How does the number of steps change as the array gets bigger?
Scenario Under Consideration
Analyze the time complexity of the following code snippet.
func findPeakElement(nums []int) int {
left, right := 0, len(nums)-1
for left < right {
mid := left + (right-left)/2
if nums[mid] < nums[mid+1] {
left = mid + 1
} else {
right = mid
}
}
return left
}This code finds a peak element index by repeatedly narrowing the search range using binary search.
Identify Repeating Operations
Identify the loops, recursion, array traversals that repeat.
- Primary operation: The for loop that halves the search range each time.
- How many times: The loop runs until the search range is one element, about log base 2 of n times.
How Execution Grows With Input
Each step cuts the array size roughly in half, so the number of steps grows slowly as the array grows.
| Input Size (n) | Approx. Operations |
|---|---|
| 10 | About 4 steps |
| 100 | About 7 steps |
| 1000 | About 10 steps |
Pattern observation: Doubling the input size adds only one extra step.
Final Time Complexity
Time Complexity: O(log n)
This means the steps needed grow slowly, making the search very efficient even for large arrays.
Common Mistake
[X] Wrong: "The loop runs n times because it looks at each element."

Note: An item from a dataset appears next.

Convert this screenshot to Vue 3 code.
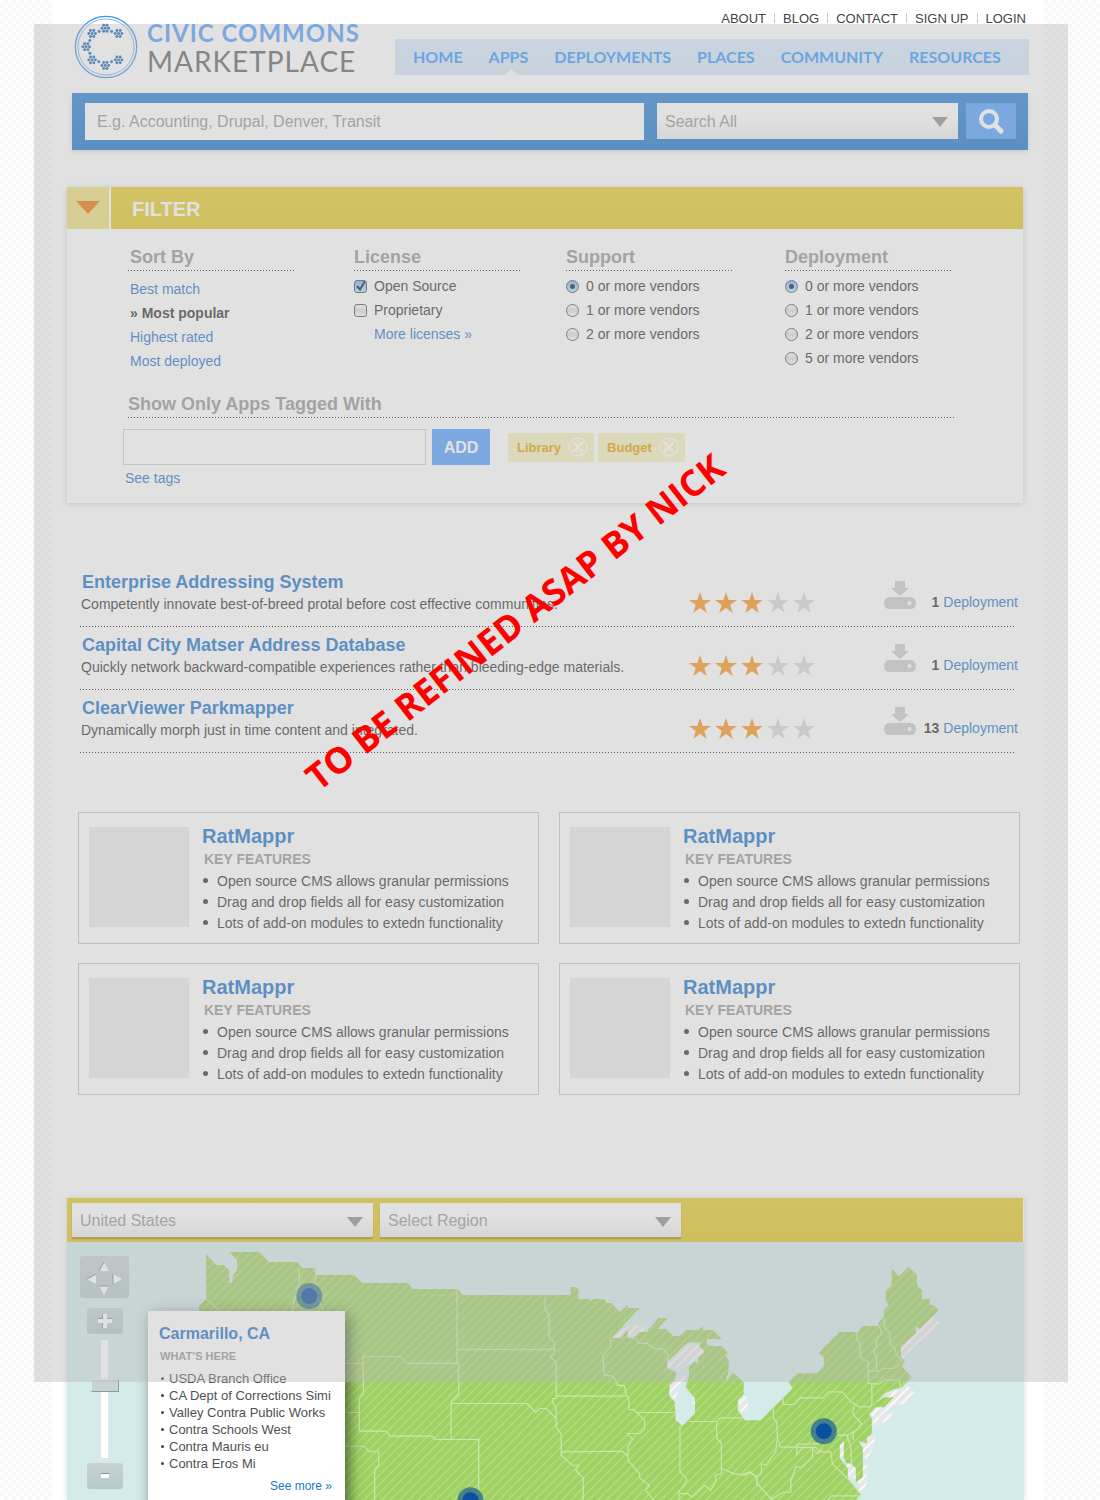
<script setup>
import { ref } from 'vue'

const topLinks = ['ABOUT', 'BLOG', 'CONTACT', 'SIGN UP', 'LOGIN']
const navLinks = ['HOME', 'APPS', 'DEPLOYMENTS', 'PLACES', 'COMMUNITY', 'RESOURCES']
const sortOptions = ['Best match', 'Most popular', 'Highest rated', 'Most deployed']
const licenses = ref([
  { name: 'Open Source', on: true },
  { name: 'Proprietary', on: false },
])
const support = ref(0)
const deployment = ref(0)
const tags = ['Library', 'Budget']
const zoomLevel = ref(63)

const results = [
  { name: 'Enterprise Addressing System', text: 'Competently innovate best-of-breed protal before cost effective communities.', stars: 3, count: 1 },
  { name: 'Capital City Matser Address Database', text: 'Quickly network backward-compatible experiences rather than bleeding-edge materials.', stars: 3, count: 1 },
  { name: 'ClearViewer Parkmapper', text: 'Dynamically morph just in time content and integrated.', stars: 3, count: 13 },
]
const features = [
  'Open source CMS allows granular permissions',
  'Drag and drop fields all for easy customization',
  'Lots of add-on modules to extedn functionality',
]
const places = [
  'USDA Branch Office',
  'CA Dept of Corrections Simi',
  'Valley Contra Public Works',
  'Contra Schools West',
  'Contra Mauris eu',
  'Contra Eros Mi',
]
const pins = [[309, 1296], [823, 1431], [470, 1500]]

// Logo: seven flowers of seven dots, joined by single dots
const petals = [[0, 0], [-10, 0], [10, 0], [-5, -9], [5, -9], [-5, 9], [5, 9]]
const flowers = [[106, 54], [66, 70], [146, 70], [48, 110], [66, 150], [106, 167], [146, 150]]
const links = [[87, 64], [125, 64], [59, 91], [59, 130], [86, 156], [125, 156]]
const logoDots = [
  ...flowers.flatMap(([x, y]) => petals.map(([dx, dy]) => [x + dx, y + dy])),
  ...links,
]
</script>

<template>
  <div class="page">
    <header class="header">
      <a class="brand" href="#">
        <svg class="logo" viewBox="12 14 192 194" aria-hidden="true">
          <g fill="none" stroke="#3f95ee">
            <circle cx="108" cy="111" r="93" stroke-width="4" />
            <circle cx="108" cy="111" r="85" stroke-width="3" opacity=".7" />
          </g>
          <circle v-for="(d, i) in logoDots" :key="i" :cx="d[0]" :cy="d[1]" r="4.500" fill="#1b6bb8" />
        </svg>
        <span class="wordmark">
          <span class="word-top">CIVIC COMMONS</span>
          <span class="word-bottom">MARKETPLACE</span>
        </span>
      </a>
      <div class="header-right">
        <div class="top-links">
          <a v-for="l in topLinks" :key="l" href="#">{{ l }}</a>
        </div>
        <nav class="nav">
          <a v-for="l in navLinks" :key="l" href="#" :class="{ active: l === 'APPS' }">{{ l }}</a>
        </nav>
      </div>
    </header>

    <form class="search" @submit.prevent>
      <input class="search-box" type="text" aria-label="Search" placeholder="E.g. Accounting, Drupal, Denver, Transit" />
      <span class="select">
        <select aria-label="Search in"><option>Search All</option></select>
      </span>
      <button class="search-button" type="submit" aria-label="Search">
        <svg width="28" height="28" viewBox="0 0 28 28" fill="none" stroke="#fff">
          <circle cx="12" cy="12" r="8" stroke-width="4" />
          <path d="M18 18L24 24" stroke-width="5" stroke-linecap="round" />
        </svg>
      </button>
    </form>

    <section class="filter">
      <div class="filter-head">
        <button class="toggle" type="button" aria-label="Collapse filter">
          <svg width="24" height="14" viewBox="0 0 24 14"><path d="M0 0H24L12 13Z" fill="#f2710a" /></svg>
        </button>
        <h2>FILTER</h2>
      </div>
      <div class="filter-body">
        <div class="columns">
          <div class="column">
            <h3>Sort By</h3>
            <ul class="sort">
              <li v-for="s in sortOptions" :key="s">
                <strong v-if="s === 'Most popular'">» {{ s }}</strong>
                <a v-else href="#">{{ s }}</a>
              </li>
            </ul>
          </div>
          <div class="column">
            <h3>License</h3>
            <label v-for="l in licenses" :key="l.name"><input v-model="l.on" type="checkbox" />{{ l.name }}</label>
            <a class="more" href="#">More licenses »</a>
          </div>
          <div class="column">
            <h3>Support</h3>
            <label v-for="n in [0, 1, 2]" :key="n"><input v-model="support" type="radio" name="support" :value="n" />{{ n }} or more vendors</label>
          </div>
          <div class="column">
            <h3>Deployment</h3>
            <label v-for="n in [0, 1, 2, 5]" :key="n"><input v-model="deployment" type="radio" name="deployment" :value="n" />{{ n }} or more vendors</label>
          </div>
        </div>
        <h3 class="tag-title">Show Only Apps Tagged With</h3>
        <div class="tag-row">
          <input class="tag-box" type="text" aria-label="Tag" />
          <button class="add" type="button">ADD</button>
          <span v-for="t in tags" :key="t" class="tag">
            {{ t }}
            <button type="button" :aria-label="'Remove ' + t">
              <svg width="20" height="20" viewBox="0 0 20 20" fill="none" stroke="#fff">
                <circle cx="10" cy="10" r="9" stroke-width="1.3" />
                <path d="M5 5L15 15M15 5L5 15" stroke-width="2" />
              </svg>
            </button>
          </span>
        </div>
        <a class="see-tags" href="#">See tags</a>
      </div>
    </section>

    <section class="results">
      <article v-for="r in results" :key="r.name" class="result">
        <div class="result-text">
          <h3><a href="#">{{ r.name }}</a></h3>
          <p>{{ r.text }}</p>
        </div>
        <div class="stars" role="img" :aria-label="r.stars + ' of 5 stars'">
          <svg v-for="n in 5" :key="n" width="22" height="21" viewBox="0 0 22 21">
            <path d="M11 0L13.7 8H22L15.300 12.900L17.800 21L11 16L4.200 21L6.700 12.900L0 8H8.300Z" :fill="n <= r.stars ? '#fc951e' : '#d8d8d8'" />
          </svg>
        </div>
        <svg class="download" width="32" height="28" viewBox="0 0 32 28" fill="#cbcbcb">
          <path d="M11 0H21V7H25L16 15L7 7H11Z" />
          <path fill-rule="evenodd" d="M6 16H26Q32 16 32 22Q32 28 26 28H6Q0 28 0 22Q0 16 6 16ZM25.500 20A2 2 0 1 0 25.500 24A2 2 0 1 0 25.500 20Z" />
        </svg>
        <p class="count"><b>{{ r.count }}</b> <a href="#">Deployment</a></p>
      </article>
    </section>

    <section class="cards">
      <article v-for="n in 4" :key="n" class="card">
        <div class="thumb"></div>
        <div>
          <h3><a href="#">RatMappr</a></h3>
          <h4>KEY FEATURES</h4>
          <ul>
            <li v-for="f in features" :key="f">{{ f }}</li>
          </ul>
        </div>
      </article>
    </section>

    <section class="places">
      <div class="places-head">
        <span class="select"><select aria-label="Country"><option>United States</option></select></span>
        <span class="select"><select aria-label="Region"><option>Select Region</option></select></span>
      </div>
      <div class="map">
        <svg class="map-art" viewBox="67 1242 956 258" preserveAspectRatio="xMidYMin slice" aria-hidden="true">
          <defs>
            <pattern id="hatch" width="9" height="9" patternUnits="userSpaceOnUse">
              <rect width="9" height="9" fill="#9fd263" />
              <path d="M-1 1L1 -1M0 9L9 0M8 10L10 8" stroke="#bfe092" stroke-width="1" />
            </pattern>
            <pattern id="coast" width="9" height="9" patternUnits="userSpaceOnUse">
              <rect width="9" height="9" fill="#e7e7e7" />
              <path d="M-1 1L1 -1M0 9L9 0M8 10L10 8" stroke="#fff" stroke-width="1.500" />
            </pattern>
          </defs>
          <g fill="url(#coast)">
            <path d="M611 1338L629 1325H642L627 1338ZM627 1338L642 1325L645 1330L632 1340ZM723 1382V1374L732 1370L728 1382ZM737 1400L747 1396V1408L741 1415Z" />
            <path d="M900 1347L932 1317L940 1323L923 1344L919 1341L901 1359ZM868 1412L890 1390H898L906 1384L914 1393L905 1404H895L875 1419ZM872 1430V1420L886 1413H896L886 1422H880ZM866 1438L874 1433V1446L865 1460L861 1448ZM862 1466L866 1463V1483L860 1495L857 1482ZM839 1441H844V1457L839 1456ZM845 1462L855 1468V1479L848 1476Z" />
          </g>
          <path
            fill="url(#hatch)"
            d="M206 1254L216 1265H223L229 1270V1283H232L233 1275L237 1270V1260L229 1252H259L269 1262H297L302 1268H315V1275H354L362 1283H407L413 1289H457L463 1295H570V1287H575L578 1290V1299H589L590 1301L593 1299H603L607 1303H611L619 1312L627 1305V1308H639L611 1338H620L627 1330V1338H632L639 1332H646L658 1318H667L657 1329H665L673 1336H679L685 1330H698L702 1326V1330H712L721 1339H706V1344L708 1346H721L727 1353L725 1356L728 1360V1371L725 1381L732 1372L743 1382V1394L737 1400V1410L744 1420H760L792 1388L788 1382L797 1373H816L823 1366V1357L818 1353L839 1332H857L862 1326H877L878 1322L883 1317V1310L888 1305L885 1301V1291L891 1285V1269L898 1276L908 1267L916 1275V1285L921 1290V1299H929V1305H932L938 1310L919 1329L915 1326V1333L900 1347V1357L904 1361L901 1366L911 1377L901 1387L893 1389L884 1393L876 1402L883 1397H893L883 1407H875L868 1414L871 1418V1434L866 1438V1443L858 1441L862 1448V1477L855 1482V1468L850 1463H845L843 1457V1441L839 1445V1458L847 1468V1478L860 1494L855 1500H206V1320L199 1312V1306L206 1299Z"
          />
          <g transform="translate(400 1180) scale(.33333)">
            <path fill="#d4ebea" d="M862 487H905L893 498L912 515L893 530V550L880 545L865 560V590L855 620L883 655V700L845 738L825 718L822 665L807 650V615L825 605V575L800 565V545Z" />
          </g>
          <path fill="url(#coast)" d="M667 1362L684 1345H698L704 1352L698 1357L676 1372L675 1367L683 1359H678L667 1369ZM669 1385L678 1376H687L683 1382L679 1385L675 1400L669 1396ZM690 1402L694 1396V1405ZM675 1417L678 1419L676 1421Z" />
          <g fill="none" stroke="#cde6ae" stroke-width="3.500">
            <path transform="translate(60 1180) scale(.33333)" d="M717 265V315L700 365L697 393M765 285V340L790 393M440 358L472 385V393M855 550H908V530H1022L1040 550H1195M908 550L910 640L897 655V753H977L990 768H1115L1125 778H1255V930M855 697H897M855 798H912L925 813H955V855L943 868V960" />
            <path transform="translate(400 1180) scale(.33333)" d="M170 330V548L175 550V640L152 665V778M170 508H462M152 670H380L405 697L418 685H437L467 715M434 350V390L446 405V470L462 488V515L450 530L467 548V655H457V668L467 685V740L482 762V825L515 855H535L525 870L548 893V960M467 648H675M630 473V500L607 525L611 585L635 587L650 605V615L672 617L677 645L685 655V688H700L732 720V745L717 760H680L697 778L682 798V840L717 880V893L747 915L735 930L760 960M482 815L665 813L682 828M703 473L715 490H742L760 505L790 507L802 525V545M705 697H820M838 738V875L857 893V905L835 935V960M865 724H948V775L962 788V880L945 885V905L930 930L912 915L875 950L860 940H838M948 724L960 713H1025M962 865L1000 880L1035 885L1048 875L1068 890V910L1080 920" />
            <path transform="translate(740 1180) scale(.33333)" d="M98 685V715L108 725L110 770L118 800L225 802L240 815H270L275 850L330 905L360 943M127 655V673H160L180 653H247L263 635H305L330 665L355 680H388L393 672V612M347 455V475L358 490V530L382 545V610L415 612L430 600H475L478 620M412 430L423 460L407 480V500L398 515L407 530V573M383 573H415L425 565H460L480 550M430 415V440L447 460V490L463 505L465 520L485 545M340 680L335 700L362 730L350 747L320 765H290M318 765L330 800L332 850M240 790L168 792V825L185 802H215V830L185 860H165L150 905V935L125 937L93 957L48 910V890L25 875L0 885M108 780L105 815L75 855L62 850V880L48 890M260 960L272 947H360M337 755V780M210 800L230 820L245 805" />
          </g>
          <g v-for="(p, i) in pins" :key="i" fill="#0a4fa0">
            <circle :cx="p[0]" :cy="p[1]" r="13" opacity=".62" />
            <circle :cx="p[0]" :cy="p[1]" r="8" />
          </g>
        </svg>

        <div class="controls">
          <button class="pan" type="button" aria-label="Pan map">
            <svg width="37" height="37" viewBox="0 0 37 37">
              <path d="M18 3L23 12H13ZM18 36L13 27H23ZM1 20L10 15V25ZM36 20L27 15V25Z" fill="#fff" />
              <path d="M13 12L18 3M13 27H23M1 20L10 15M27 25V15" fill="none" stroke="#7f8f90" />
            </svg>
          </button>
          <button class="step" type="button" aria-label="Zoom in">
            <svg width="16" height="16" viewBox="0 0 16 16"><path d="M7 1V15M1 7H15" stroke="#7f8f90" stroke-width="4" /><path d="M8 1V15M1 8H15" stroke="#fff" stroke-width="4" /></svg>
          </button>
          <input v-model="zoomLevel" class="zoom" type="range" min="0" max="100" aria-label="Zoom level" />
          <button class="step" type="button" aria-label="Zoom out">
            <svg width="16" height="16" viewBox="0 0 16 16"><path d="M4 7H12" stroke="#7f8f90" stroke-width="4" /><path d="M4 8H12" stroke="#fff" stroke-width="4" /></svg>
          </button>
        </div>

        <aside class="popup">
          <h3><a href="#">Carmarillo, CA</a></h3>
          <h4>WHAT’S HERE</h4>
          <ul>
            <li v-for="p in places" :key="p">{{ p }}</li>
          </ul>
          <a class="see-more" href="#">See more »</a>
        </aside>
      </div>
    </section>

    <div class="veil"></div>
    <p class="stamp">TO BE REFINED ASAP BY NICK</p>
  </div>
</template>

<style>
body {
  background: repeating-conic-gradient(#f7f7f7 0 25%, #fdfdfd 0 50%) 0 0 / 8px 8px;
}
#app {
  position: relative;
  overflow: hidden;
}
</style>

<style scoped>
.page {
  box-sizing: border-box;
  margin: 0 56px 0 52px;
  background: #fff;
  color: #333;
  font: 14px/21px "Liberation Sans", Arial, sans-serif;
}
h2, h3, h4, p, ul { margin: 0; padding: 0; }
ul { list-style: none; }
a { color: #1d75cb; text-decoration: none; }
button { padding: 0; border: 0; font: inherit; cursor: pointer; }
input, select { box-sizing: border-box; margin: 0; font: inherit; }

.header { display: flex; height: 93px; padding: 0 15px 0 22px; }
.brand { display: flex; flex: none; width: 321px; padding-top: 15px; box-sizing: border-box; }
.logo { width: 64px; height: 64px; }
.wordmark { display: flex; flex-direction: column; margin-left: 9px; font-family: Lato, sans-serif; }
.word-top { padding-top: 4px; color: #53a0fa; font-size: 24px; font-weight: 700; line-height: 28px; letter-spacing: 1px; }
.word-bottom { color: #646464; font-size: 28px; line-height: 28px; letter-spacing: 1px; }
.header-right { flex: 1; }
.top-links { display: flex; justify-content: flex-end; padding-right: 3px; height: 39px; font-size: 13px; line-height: 38px; }
.top-links a { color: #444; }
.top-links a + a::before { content: ""; display: inline-block; width: 1px; height: 10px; margin: 0 8px; background: #ccc; }
.nav { display: flex; gap: 26px; padding: 0 18px; height: 36px; background: linear-gradient(#d8ebfb, #d6e3f7); font: 700 16px/36px Lato, sans-serif; }
.nav a { position: relative; color: #369aff; }
.nav .active::after { content: ""; position: absolute; bottom: 0; left: 50%; margin-left: -3px; border: 6px solid transparent; border-top: 0; border-bottom-color: #fff; }

.search { display: flex; align-items: flex-start; gap: 8px; margin: 0 16px 0 20px; padding: 10px 12px 10px 13px; background: linear-gradient(#2c80d5, #1d75c9); box-shadow: 0 2px 5px rgba(0, 0, 0, .15); }
.search-box { flex: 1; margin-right: 5px; height: 37px; padding: 0 12px; border: 0; background: #fff; font-size: 16px; }
.search-box::placeholder { color: #969696; opacity: 1; }
.search-button { display: grid; place-items: center; width: 50px; height: 36px; background: #539ffa; }
.select { position: relative; width: 301px; }
.select select { display: block; width: 100%; height: 36px; padding: 0 8px; border: 0; border-radius: 0; appearance: none; background: linear-gradient(#fff 40%, #ebebeb); color: #969696; font-size: 16px; }
.select::after { content: ""; position: absolute; right: 10px; top: 14px; border: 8px solid transparent; border-top: 10px solid #909090; border-bottom: 0; pointer-events: none; }

.filter { margin: 37px 21px 0 15px; background: #fff; box-shadow: 0 1px 6px rgba(0, 0, 0, .2); }
.filter-head { display: flex; gap: 2px; height: 42px; }
.toggle { width: 42px; background: #eedf7d; }
.toggle svg { display: block; margin: 0 auto; }
.filter-head h2 { flex: 1; padding-left: 21px; background: linear-gradient(#e7cc2c, #e0c623); color: #fff; font-size: 20px; line-height: 44px; }
.filter-body { padding: 17px 60px 14px 61px; }
.columns { display: grid; grid-template-columns: 226fr 212fr 219fr 178fr; min-height: 147px; }
.filter-body h3 {
  padding: 0 0 3px;
  background: repeating-linear-gradient(90deg, #222 0 1px, transparent 1px 3px) 0 100% / 100% 1px no-repeat;
  color: #969696;
  font-size: 18px;
  line-height: 22px;
}
.column h3 { width: 168px; margin-bottom: 3px; }
.sort { padding: 3px 0 0 2px; }
.sort li, .column label, .more { line-height: 24px; }
.column:first-child h3 { text-indent: 2px; }
.column label { display: flex; align-items: center; gap: 7px; }
.column input { appearance: none; width: 13px; height: 13px; border: 1px solid #555; border-radius: 3px; background: linear-gradient(#fff, #ddd, #fff); }
.column input[type="radio"] { border-radius: 50%; }
.column input:checked { border-color: #40566e; background: linear-gradient(#9cc0ea, #a8e0ff); }
.column input[type="radio"]:checked { background: radial-gradient(circle, #0b2440 2px, transparent 3px), linear-gradient(#7fb0e8, #b0eaff); }
.column input[type="checkbox"]:checked { background: url("data:image/svg+xml,%3Csvg xmlns='http://www.w3.org/2000/svg' viewBox='0 0 11 11'%3E%3Cpath d='M2 5L5 8.500L10 0' fill='none' stroke='%23102030' stroke-width='2'/%3E%3C/svg%3E"), linear-gradient(#7fb0e8, #b0eaff); }
.more { display: block; padding-left: 20px; }
.filter-body .tag-title { margin-right: 8px; }
.tag-row { display: flex; align-items: center; gap: 4px; margin: 11px 0 0 -5px; }
.tag-box { width: 303px; height: 36px; margin-right: 2px; border: 1px solid #ccc; background: #fff; }
.add { width: 58px; height: 36px; margin-right: 14px; background: #539ffa; color: #fff; font-size: 16px; font-weight: 700; }
.tag { display: flex; align-items: center; justify-content: space-between; gap: 7px; height: 29px; padding: 0 6px 0 9px; background: #f7f0bd; color: #e1a200; font-size: 13px; font-weight: 700; }
.tag button { display: flex; background: none; }
.see-tags { display: block; margin: 3px 0 0 -3px; }

.results { margin: 61px 29px 0 28px; }
.result {
  display: flex;
  height: 63px;
  background: repeating-linear-gradient(90deg, #222 0 1px, transparent 1px 3px) 0 100% / 100% 1px no-repeat;
}
.result-text { flex: 1; padding: 6px 0 0 1px; }
.result h3 { font-size: 18px; line-height: 24px; padding-left: 1px; }
.stars { display: flex; gap: 4px; padding-top: 28px; }
.download { margin: 17px 0 0 69px; }
.count { width: 102px; margin: 28px -3px 0 0; text-align: right; white-space: nowrap; }

.cards { display: grid; grid-template-columns: 1fr 1fr; gap: 19px 20px; margin: 59px 24px 0 26px; }
.card { display: flex; gap: 13px; height: 132px; padding: 14px 10px; border: 1px solid #c3c3c3; box-sizing: border-box; }
.thumb { flex: none; width: 100px; height: 100px; background: #ebebeb; }
.card h3 { margin-top: -3px; font-size: 20px; line-height: 24px; }
.card h4 { padding-left: 2px; color: #969696; font-size: 14px; line-height: 23px; }
.card li, .popup li { position: relative; white-space: nowrap; }
.card li { padding-left: 15px; }
.card li::before { content: ""; position: absolute; left: 1px; top: 7px; width: 5px; height: 5px; border-radius: 50%; background: #333; }

.places { margin: 103px 20px 0 15px; box-shadow: 0 0 6px rgba(0, 0, 0, .15); }
.places-head { display: flex; gap: 7px; margin-right: 1px; padding: 5px; background: linear-gradient(#e4ca2b, #dfc423); }
.places-head select { height: 34px; box-shadow: 0 2px 1px rgba(90, 70, 0, .4); }
.map { position: relative; height: 258px; overflow: hidden; background: #d4ebea; }
.map-art { display: block; width: 100%; height: 258px; }
.controls { position: absolute; top: 14px; left: 13px; display: flex; flex-direction: column; align-items: center; width: 49px; }
.pan, .step { display: grid; place-items: center; border-radius: 3px; background: linear-gradient(#c6d2d2, #b5c9cb); }
.pan { width: 49px; height: 42px; margin-bottom: 10px; }
.step { width: 36px; height: 26px; }
.zoom { appearance: none; writing-mode: vertical-lr; direction: rtl; width: 28px; height: 118px; margin: 6px 0 5px; background: linear-gradient(#fff, #fff) 50% 0 / 7px 100% no-repeat; }
.zoom::-webkit-slider-thumb { appearance: none; box-sizing: border-box; width: 28px; height: 13px; border: 1px solid #8d9a9a; border-top-color: #dfe8e8; border-left-color: #dfe8e8; background: #c6d3d3; }
.popup { position: absolute; top: 69px; left: 81px; box-sizing: border-box; width: 197px; height: 220px; padding: 12px 13px 0 11px; background: #fff; box-shadow: 4px 4px 14px rgba(0, 0, 0, .55); }
.popup h3 { font-size: 16px; line-height: 22px; }
.popup h4 { padding: 0 0 3px 1px; color: #969696; font-size: 11px; line-height: 22px; }
.popup li { padding-left: 10px; color: #505050; font-size: 13px; line-height: 17px; }
.popup li::before { content: ""; position: absolute; left: 2px; top: 7px; width: 3px; height: 3px; border-radius: 50%; background: #444; }
.see-more { display: block; margin-top: 4px; font-size: 12px; line-height: 21px; text-align: right; }

.veil { position: absolute; top: 24px; left: 34px; right: 32px; bottom: 118px; background: rgba(181, 181, 181, .41); pointer-events: none; }
.stamp { position: absolute; top: 622px; left: 515px; transform: translate(-50%, -50%) rotate(-38deg); color: #f00; font: 700 36px/40px "Open Sans", sans-serif; white-space: nowrap; pointer-events: none; }
</style>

[OK] Correct: The loop does not check every element; it cuts the search space in half each time, so it runs much fewer times.
Interview Connect
Understanding this time complexity shows you can use efficient search methods, a key skill in many coding challenges and real-world problems.
Self-Check
"What if we changed the array to be unsorted without any peak guarantee? How would the time complexity change?"